Past Exhibition

Re:Perform. The Yellow Men

Wenerei 27 Pēpuere -
Hātarei 23 Māehe

Wednesday 27 February -
Saturday 23 March

2013

Two people blowing up balloons against a blank wall and surrounded by popped balloons

Image: The Yellow Men, Re:Perform, 2013.

The Yellow Men (Clarke Hegan and Jed McCammon) present Re:Perform, a Blue Oyster Performance Series in association with the 2013 Dunedin Fringe Festival.

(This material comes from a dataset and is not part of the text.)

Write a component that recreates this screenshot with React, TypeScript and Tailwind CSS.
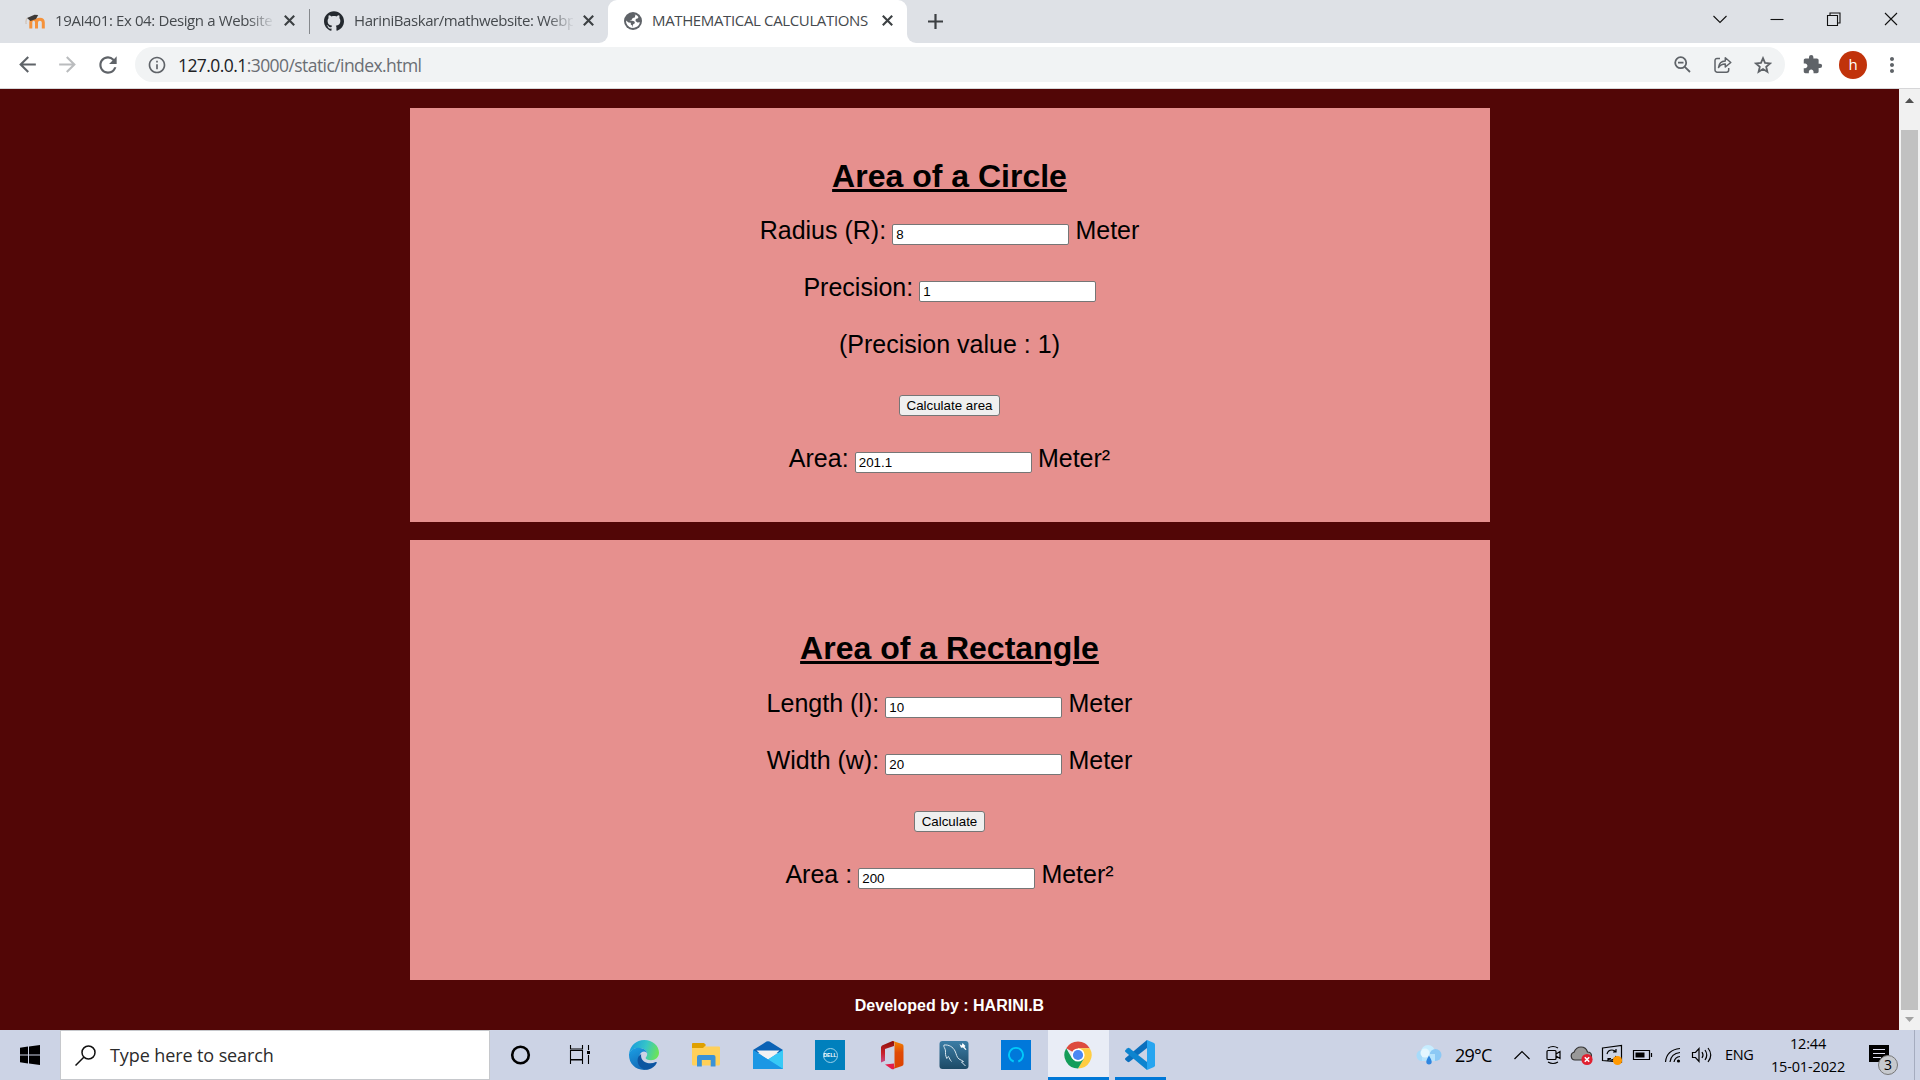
import React from "react";
import { MdArrowBack, MdArrowForward, MdRefresh, MdInfoOutline, MdExtension, MdMoreVert } from "react-icons/md";
import { SiGithub } from "react-icons/si";

function CloseX() {
  return (
    <svg className="h-[11px] w-[11px] shrink-0" viewBox="0 0 11 11" stroke="#3c4043" strokeWidth="2.1" fill="none">
      <path d="M.8.8l9.4 9.4M10.2.8L.8 10.2" />
    </svg>
  );
}

function Moodle() {
  return (
    <svg className="h-5 w-5 shrink-0" viewBox="0 0 20 20">
      <path d="M4.800 17.500v-6c0-2.200 1.100-3.300 2.900-3.300 1.900 0 2.800 1.200 2.800 3.200v6.100M10.500 17.500v-6c0-2.200 1.200-3.300 3.400-3.300 2.200 0 3.400 1.200 3.400 3.400v5.900" fill="none" stroke="#f5923a" strokeWidth="3" transform="translate(1 0)" />
      <path d="M2 7l7.500-3.300 3.700.400-2.200 3.900-5.500 2z" fill="#3d3a38" />
      <path d="M2 7.200C.8 9 .9 11 1.100 13" stroke="#c9a98c" fill="none" strokeWidth=".7" />
    </svg>
  );
}

function Globe() {
  return (
    <svg className="h-[18px] w-[18px] shrink-0" viewBox="0 0 18 18">
      <circle cx="9" cy="9" r="9" fill="#5f6368" />
      <path d="M9.500 2.200l2 .4-.6 2.400c-.3 1-1.400 1-2.200 1.200-.9.200-.5 1.700-1.500 1.900L5.400 8.300l2.700.5c1.600.2 2.600.8 2.700 1.700.200 1.200-1.200 1.200-1.700 2.100-.5 1-.2 2.600-1.300 3.300A7 7 0 0 1 2 8.500l2.500 2 2.300.3v1.700l1.400 1V16l2-.200c3-.600 5.300-2.800 5.700-5.600l-2.500.3-1.900-1.600.3-2L14 6.300l.4-1.400C13 3.200 11.500 2.300 9.500 2.200z" fill="#fff" />
    </svg>
  );
}

function TabStrip() {
  return (
    <div className="flex h-[43px] bg-[#dee1e6] text-[15px] text-[#45494d]">
      <div className="flex bg-white">
        <div className="flex w-[608px] rounded-br-[9px] bg-[#dee1e6]">
          <div className="flex w-[309px] items-center pl-[25px] pb-[2px]">
            <Moodle />
            <span className="ml-[10px] w-[218px] whitespace-nowrap tracking-[-0.38px] [mask-image:linear-gradient(to_right,black_88%,transparent_101%)]">19AI401: Ex 04: Design a Website</span>
            <span className="ml-[11px] flex"><CloseX /></span>
          </div>
          <div className="mt-[9px] h-[25px] w-px bg-[#85888c]" />
          <div className="flex w-[298px] items-center pl-[14px] pb-[2px]">
            <SiGithub className="h-5 w-5 shrink-0 text-[#24292f]" />
            <span className="ml-[10px] w-[219px] whitespace-nowrap tracking-[-0.42px] [mask-image:linear-gradient(to_right,black_88%,transparent_101%)]">HariniBaskar/mathwebsite: Webp</span>
            <span className="ml-[10px] flex"><CloseX /></span>
          </div>
        </div>
      </div>
      <div className="flex w-[299px] items-center rounded-t-[9px] bg-white pl-[16px] pb-[2px]">
        <Globe />
        <span className="ml-[10px] w-[218px] whitespace-nowrap tracking-[-0.36px]">MATHEMATICAL CALCULATIONS</span>
        <span className="ml-[12px] flex"><CloseX /></span>
      </div>
      <div className="flex flex-1 bg-white">
        <div className="flex flex-1 items-center rounded-bl-[9px] bg-[#dee1e6] pl-[21px]">
          <svg className="h-[15px] w-[15px]" viewBox="0 0 15 15" stroke="#3c4043" strokeWidth="2.200"><path d="M7.500 0v15M0 7.500h15" /></svg>
          <svg className="-mt-[6px] ml-[770px] h-[14px] w-[185px]" viewBox="0 0 185 14" fill="none" stroke="#111" strokeWidth="1.100">
            <path d="M.5 4l6.500 6.500L13.500 4" />
            <path d="M57.500 7.500h13" />
            <path d="M114.500 3.500h10v10h-10zM117 3.500v-2.500h10v10h-2.500" />
            <path d="M172 1l12 12M184 1l-12 12" />
          </svg>
        </div>
      </div>
    </div>
  );
}

function Toolbar() {
  return (
    <div className="flex h-[46px] items-center border-b border-[#d6d6d8] bg-white pb-[2px] text-[#5f6368]">
      <MdArrowBack className="ml-[15px] h-[25px] w-[25px]" />
      <MdArrowForward className="ml-[15px] h-[25px] w-[25px] text-[#babcbe]" />
      <MdRefresh className="ml-[15px] h-[26px] w-[26px]" />
      <div className="ml-[14px] flex h-[35px] w-[1650px] items-center rounded-full bg-[#f1f3f4] pl-[12px]">
        <MdInfoOutline className="mt-px h-5 w-5" />
        <span className="mt-[2px] ml-[11px] w-[1484px] whitespace-nowrap text-[17.500px] tracking-[-0.57px] text-[#6a6e73]"><span className="text-[#202124]">127.0.0.1</span>:3000/static/index.html</span>
        <svg className="ml-[12px] h-[17px] w-[17px]" viewBox="0 0 17 17" fill="none" stroke="#5f6368" strokeWidth="1.800"><circle cx="6.700" cy="6.700" r="5.500" /><path d="M10.800 10.800l5.200 5.200M4 6.700h5.500" /></svg>
        <svg className="ml-[23px] h-[18px] w-[18px]" viewBox="0 0 18 18" fill="none" stroke="#5f6368" strokeWidth="1.500" strokeLinejoin="round"><path d="M6 2.500H3a2 2 0 0 0-2 2V14a2.200 2.200 0 0 0 2.200 2.200h9.300A2.200 2.200 0 0 0 14.700 14v-2" /><path d="M4.500 11.500c.5-4.500 3-6.300 6.800-6.500V1.800l5.500 4.700-5.500 4.500V8c-3-.1-5 1-6.800 3.500z" /></svg>
        <svg className="ml-[22px] h-[18px] w-[18px]" viewBox="0 0 18 18" fill="none" stroke="#5f6368" strokeWidth="1.800"><path d="M9 2.200l2 4.700 5.100.5-3.900 3.400 1.200 5L9 13.100l-4.400 2.700 1.200-5-3.900-3.400 5.100-.5z" /></svg>
      </div>
      <MdExtension className="ml-[17px] h-[21px] w-[21px]" />
      <div className="ml-[16px] flex h-7 w-7 items-center justify-center rounded-full bg-[#c1330b] pb-px text-[15px] text-white">h</div>
      <MdMoreVert className="ml-[13px] h-[24px] w-[24px]" />
    </div>
  );
}

function Row({ children }: { children: React.ReactNode }) {
  return <div className="flex h-[57px] items-center justify-center whitespace-pre text-[25px] leading-[28px]">{children}</div>;
}

function Label({ children }: { children: string }) {
  return <span className="mb-[2px]">{children}</span>;
}

function Field({ value }: { value: string }) {
  return <input readOnly defaultValue={value} className="-mx-[0.8px] mt-2 h-[21px] w-[177px] rounded-[2px] border border-[#767676] bg-white px-[3px] text-[13.330px] leading-none text-black outline-none" />;
}

function Btn({ label, wide }: { label: string; wide?: boolean }) {
  return <button className={`${wide ? "w-[101px]" : "w-[71px]"} mt-2 flex h-[21px] items-center justify-center rounded-[3px] border border-[#767676] bg-[#efefef] text-[13.330px] leading-none`}>{label}</button>;
}

function Page() {
  return (
    <div className="flex h-[941px] bg-[#520606] font-['Liberation_Sans',Arial,sans-serif] text-black">
      <main className="flex flex-1 flex-col items-center pt-[19px]">
        <section className="h-[414px] w-[1080px] bg-[#e6908e] pt-[50px]">
          <h1 className="mb-[7px] text-center text-[32px] leading-[37px] font-bold underline">Area of a Circle</h1>
          <Row><Label>Radius (R): </Label><Field value="8" /><Label> Meter</Label></Row>
          <Row><Label>Precision: </Label><Field value="1" /></Row>
          <Row><Label>(Precision value : 1)</Label></Row>
          <Row><Btn label="Calculate area" wide /></Row>
          <Row><Label>Area: </Label><Field value="201.1" /><Label> Meter²</Label></Row>
        </section>
        <section className="mt-[18px] h-[440px] w-[1080px] bg-[#e6908e] pt-[90px]">
          <h1 className="mb-[8px] text-center text-[32px] leading-[37px] font-bold underline">Area of a Rectangle</h1>
          <Row><Label>Length (l): </Label><Field value="10" /><Label> Meter</Label></Row>
          <Row><Label>Width (w): </Label><Field value="20" /><Label> Meter</Label></Row>
          <Row><Btn label="Calculate" /></Row>
          <Row><Label>Area : </Label><Field value="200" /><Label> Meter²</Label></Row>
        </section>
        <footer className="mt-[17px] text-[16px] leading-[18px] font-bold text-white">Developed by : HARINI.B</footer>
      </main>
      <div className="flex w-[21px] flex-col items-center bg-[#f1f1f1]">
        <svg className="mt-[9px] h-[5px] w-[9px]" viewBox="0 0 9 5"><path d="M0 5L4.500 0 9 5z" fill="#505050" /></svg>
        <div className="mt-[27px] h-[880px] w-[17px] bg-[#c1c1c1]" />
        <svg className="mt-[7px] h-[5px] w-[9px]" viewBox="0 0 9 5"><path d="M0 0l4.500 5L9 0z" fill="#a3a3a3" /></svg>
      </div>
    </div>
  );
}

function Icon({ children }: { children: React.ReactNode }) {
  return <svg className="h-[30px] w-[30px]" viewBox="0 0 30 30" fill="none">{children}</svg>;
}

function Slot({ children }: { children: React.ReactNode }) {
  return <div className="flex w-[62px] shrink-0 items-center justify-center">{children}</div>;
}

function TaskApps() {
  return (
    <>
      <div className="flex w-[61px] items-center justify-center">
        <Icon><circle cx="14.500" cy="15" r="8.300" stroke="#000" strokeWidth="2.600" /></Icon>
      </div>
      <Slot>
        <Icon><path d="M3.500 5v4h12V5M3.500 24v-4h12v4M3.500 10.500h12v9h-12zM21.500 5v5M21.500 15v9" stroke="#000" strokeWidth="1.100" /><path d="M20 11h3v3h-3z" fill="#000" /></Icon>
      </Slot>
      <Slot>
        <Icon>
          <defs>
            <linearGradient id="eg" x1="2" y1="5" x2="30" y2="14" gradientUnits="userSpaceOnUse"><stop stopColor="#1c9edb" /><stop offset=".5" stopColor="#36c5c8" /><stop offset="1" stopColor="#70e64e" /></linearGradient>
            <linearGradient id="eb" x1="2" y1="8" x2="12" y2="30" gradientUnits="userSpaceOnUse"><stop stopColor="#1b9de2" /><stop offset="1" stopColor="#1268b5" /></linearGradient>
          </defs>
          <path d="M0 14C1 5.500 7.500 0 15.200 0 23.500 0 30 5.600 30 12.800c0 4.500-3.600 7.500-8 7.500-3.300 0-5.400-1-5.400-2.200 0-.9 1.600-1.500 1.600-4.100 0-3-3-5.500-7-6C6.500 7.500 2 9.500 0 14z" fill="url(#eg)" />
          <path d="M0 14c2-4.600 6.200-6.700 11-6.100 4.300.500 7.200 3 7.200 6 0-1.500-1.500-2.500-3.200-2.500-2.800 0-5 3.200-5 7.200 0 6 4.600 10.200 8.500 11C8 31.500 0 24.500 0 15z" fill="url(#eb)" />
          <path d="M12.200 14c-3.600 2.200-4.600 6.500-2.700 10.500 2 4 6 5.800 10 5 3.800-1 6.700-3.500 8.200-6.600.4-.8-.3-1.200-1-.8-5 2.500-12.500 1.200-14.300-4-.4-1.500-.4-3-.2-4.100z" fill="#0c55a1" />
        </Icon>
      </Slot>
      <Slot>
        <Icon>
          <path d="M1 3.500h11l3 3H28a1 1 0 0 1 1 1V24a1.500 1.500 0 0 1-1.500 1.500h-25A1.500 1.500 0 0 1 1 24z" fill="#ffd05a" />
          <path d="M2 3h11l2 2-3 3H1V4a1 1 0 0 1 1-1z" fill="#dfa000" />
          <path d="M6 26.500V17a2 2 0 0 1 2-2h14.500a2 2 0 0 1 2 2v9.500h-4.800V20h-8.900v6.500z" fill="#3a92d8" />
        </Icon>
      </Slot>
      <Slot>
        <Icon>
          <path d="M0 10L13.500 1.600q1.500-.9 3 0L30 10l-3 3H3z" fill="#0b62b5" />
          <path d="M3.500 10.500h23L15 21z" fill="#f3f3f3" />
          <path d="M0 10l15 9.500L30 10v19H0z" fill="#22a9ed" />
          <path d="M30 10v19L15 19.500z" fill="#38c9f6" />
          <path d="M0 10v19h30L15 19.500z" fill="#1c97e4" />
        </Icon>
      </Slot>
      <Slot>
        <div className="flex h-[30px] w-[30px] items-center justify-center bg-[#0080bd]">
          <div className="flex h-[15px] w-[15px] items-center justify-center rounded-full border border-[#9ed2ea] font-['Liberation_Sans',sans-serif] text-[5px] leading-none font-bold text-white">DELL</div>
        </div>
      </Slot>
      <Slot>
        <Icon>
          <defs>
            <linearGradient id="ol" x1="8" y1="2" x2="6" y2="27" gradientUnits="userSpaceOnUse"><stop stopColor="#93130e" /><stop offset=".45" stopColor="#c9202a" /><stop offset="1" stopColor="#c75fb4" /></linearGradient>
            <linearGradient id="or" x1="20" y1="0" x2="22" y2="28" gradientUnits="userSpaceOnUse"><stop stopColor="#f58a00" /><stop offset=".45" stopColor="#e04a05" /><stop offset="1" stopColor="#dc4200" /></linearGradient>
          </defs>
          <path d="M15.500 1L5 5.500 4 7v15.500l4-1.700V9l9-3V1z" fill="url(#ol)" />
          <path d="M8 24.500l9-1V29q-1 .6-2.500 0z" fill="#e51c4a" />
          <path d="M16 1l9 3q1.500.6 1.500 2v18q0 1.500-1.500 2l-9 3q1.500-1 1.500-3V4q0-2-1.500-3z" fill="url(#or)" />
        </Icon>
      </Slot>
      <Slot>
        <Icon>
          <defs><linearGradient id="my" x1="15" y1="1" x2="15" y2="29" gradientUnits="userSpaceOnUse"><stop stopColor="#3b7da6" /><stop offset="1" stopColor="#1d4a66" /></linearGradient></defs>
          <rect x=".5" y="1" width="29" height="28" rx="3" fill="url(#my)" />
          <path d="M5 5c5-.5 9 2 11 6 1.500 3 1.500 6 4 8 1.500 1 3 1.300 4.500 2.500l-2 .5 4 4M5 5c-1 1.500 1.500 3.500 1.500 6 0 2.500-.3 4 1.300 7.500.8-1.500 1-2 1.700-2 .8 1.500 1.500 3.500 3 5" stroke="#d8e6ee" strokeWidth="1" />
          <path d="M20.500 4l2.300 1.500L23.500 3l3 3-1 1 2 2.500-1 .5-2.500-2.500-2 .3z" fill="#fff" />
        </Icon>
      </Slot>
      <Slot>
        <Icon><path d="M0 0h30v30H0z" fill="#0078da" /><path d="M12.700 21.500a7 7 0 1 1 4.600 0" stroke="#00cafa" strokeWidth="1.900" /></Icon>
      </Slot>
      <div className="ml-px flex w-[61px] items-center justify-center border-b-[3px] border-[#0078d7] bg-[#e9edf6] pt-[3px] pr-px">
        <Icon>
          <path d="M15 15L3.220 8.200A13.600 13.600 0 0 1 26.780 8.200H15z" fill="#dd4b3e" />
          <path d="M26.780 8.200A13.600 13.600 0 0 1 15 28.600L20.900 18.400 15 8.200z" fill="#ffcd42" />
          <path d="M3.220 8.200A13.600 13.600 0 0 0 15 28.600L20.900 18.400 9.100 18.400z" fill="#149d59" />
          <circle cx="15" cy="15" r="6.600" fill="#fff" /><circle cx="15" cy="15" r="5.100" fill="#4a88f4" />
        </Icon>
      </div>
      <div className="ml-[6px] flex w-[51px] items-center justify-center border-b-[3px] border-[#0078d7] pt-[3px] pr-px">
        <Icon>
          <path d="M22 0v8L4.500 21.800q-1 .7-2 0L.5 20q-1-1 0-2z" fill="#0a6fbd" />
          <path d="M22 30v-8L4.500 8.200q-1-.7-2 0L.5 10q-1 1 0 2z" fill="#0d84cf" />
          <path d="M22 0l7 3q1 .5 1 1.700v20.600q0 1.200-1 1.700l-7 3z" fill="#27a5f0" />
        </Icon>
      </div>
    </>
  );
}

function Tray() {
  return (
    <div className="flex flex-1 items-center text-black">
      <svg className="ml-[250px] h-[22px] w-[26px]" viewBox="0 0 26 22">
        <circle cx="12" cy="8" r="7" fill="#c7edff" /><circle cx="19.500" cy="11" r="6" fill="#8cc9f5" /><circle cx="6" cy="11.500" r="5.500" fill="#a7dbfa" /><rect x="6" y="10" width="13" height="7" fill="#b8e4fc" /><circle cx="9" cy="9" r="4.500" fill="#e4f7ff" />
        <path d="M13 11.500c1.500 3 2.700 4.400 2.700 6.200a2.700 2.700 0 0 1-5.400 0c0-1.800 1.200-3.200 2.700-6.200z" fill="#2f86e0" />
      </svg>
      <span className="ml-[13px] w-[59px] pt-px text-[18px] tracking-[-0.75px] whitespace-nowrap">29°C</span>
      <svg className="h-[30px] w-[206px]" viewBox="0 0 206 30" fill="none" stroke="#000" strokeWidth="1.200">
        <path d="M.5 19L8 11.500l7.500 7.500" />
        <path d="M33 11.500q0-1 1-1h7q1 0 1 1v7q0 1-1 1h-7q-1 0-1-1zM42 14l4-2.500v7L42 16M34 8q5-3 10 0M34 22q5 3 10 0" />
        <path d="M61 20a4 4 0 0 1-1-7.800Q62 7 67 7q5 0 6.500 5 4 0 4 4t-4 4z" fill="#999" stroke="#333" />
        <circle cx="73" cy="19.500" r="5.600" fill="#e02030" stroke="none" /><path d="M70.800 17.300l4.400 4.400m0-4.400l-4.400 4.400" stroke="#fff" strokeWidth="1.600" />
        <path d="M88.500 8l19-2.500V22l-19-1.500zM93 14q1-4 5-4 2 0 4 2m0-3v3h-3M102 16q-1 4-5 4-2 0-3-1.500m0 3v-3h3" />
        <circle cx="103.500" cy="20.500" r="4.600" fill="#ff9800" stroke="none" />
        <path d="M119.500 10.500h16v9h-16zM137.500 13v4" /><path d="M121.500 12.500h9v5h-9z" fill="#000" stroke="none" />
        <path d="M151.500 22q1-12 14.500-13.500M156 22q1-8.500 10-9.500M160 22q1-5 6-5.500" /><circle cx="164.500" cy="21" r="1.600" fill="#000" stroke="none" />
        <path d="M178.500 12.500h3l3.500-4v13l-3.500-4h-3zM188 12q2 3 0 6M191 10q3.500 5 0 10M194 8q5.500 7 0 14" />
      </svg>
      <span className="ml-[5px] w-[41px] text-[14.500px] tracking-[-0.4px]">ENG</span>
      <div className="flex w-[84px] flex-col items-center text-[14.500px] leading-[23px] tracking-[-0.15px] whitespace-nowrap">
        <span>12:44</span><span>15-01-2022</span>
      </div>
      <div className="relative ml-[19px] h-[34px] w-[30px]">
        <svg className="h-[34px] w-[30px]" viewBox="0 0 30 34"><path d="M0 7h20v17H10l-2 0H0z" fill="#000" /><path d="M4 11.500h12M4 15.500h12M4 19.500h8" stroke="#dde" strokeWidth="1.200" /></svg>
        <div className="absolute top-[17px] left-[9px] flex h-5 w-5 items-center justify-center rounded-full border border-[#777] bg-[#c6c9ce] text-[14px] leading-none font-medium">3</div>
      </div>
      <div className="ml-[15px] h-full w-px bg-[#a5acbf]" />
    </div>
  );
}

function Taskbar() {
  return (
    <div className="flex h-[50px] bg-[#ccd3e5]">
      <div className="flex w-[60px] items-center justify-center">
        <svg className="h-5 w-5" viewBox="0 0 20 20"><path d="M0 2.700l8-1.100v7.900H0zM9 1.400L20 0v9.500H9zM0 10.500h8v7.900l-8-1.100zM9 10.500h11V20L9 18.500z" fill="#000" /></svg>
      </div>
      <div className="flex w-[430px] items-center border border-[#c6c8cc] bg-white pl-[14px]">
        <svg className="h-[21px] w-[21px]" viewBox="0 0 21 21" fill="none" stroke="#111" strokeWidth="1.500"><circle cx="13.500" cy="7.500" r="6.500" /><path d="M8.800 12.200L.5 20.500" /></svg>
        <span className="ml-[14px] text-[18px] tracking-[-0.1px] text-[#2b2b2b]">Type here to search</span>
      </div>
      <TaskApps />
      <Tray />
    </div>
  );
}

export default function App() {
  return (
    <div className="h-[1080px] w-[1920px] overflow-hidden font-['Open_Sans','Noto_Sans',sans-serif]">
      <TabStrip />
      <Toolbar />
      <Page />
      <Taskbar />
    </div>
  );
}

Part I of Re:Perform was born out of the interest in the publishing practice of newspapers that regularly run a ‘This Day in History’ section. Selecting a number of historical events and re-presenting them as connected by the sole common feature of their occurrence on one particular day raises the issue of selective narrativisation and the problematic construction of history through approved media outlets. Working with the Otago Daily Times from the period 26 February - 14 March 2012 The Yellow Men will select an aspect of an article from the same day one year ago and reinterpret it through their performative practice.

Each performance will result in the creation of an object that will then be displayed at the Blue Oyster. And each newspaper will be available to read in the News Archive. Touching on ideas of repetition, trivia and the banal, The Yellow Men re-serialise the day-in / day-out process of newsmaking to the point where the context of newsworthiness becomes entirely amorphous. We even have a celebrity birthday archive!

In Part II of Re-Perform The Yellow Men will select an event from the 2012 Dunedin Fringe Festival to re-perform each day in the Blue Oyster’s shipping container located in the Festival Hub in the lower Octagon. As in Part I their work will explore the process of selection, but rather than the news process Part II will interrogate the idea of ‘Fringe’ and what defines this already marginalised categorisation.

Click to view video documentation

The Yellow Men

The Yellow Men are Clarke Hegan and Jed McCammon, both recent BFA graduates from the Dunedin School of Art. They collaborate as a performance duo who cite Gilbert and George as a major influence on their practice.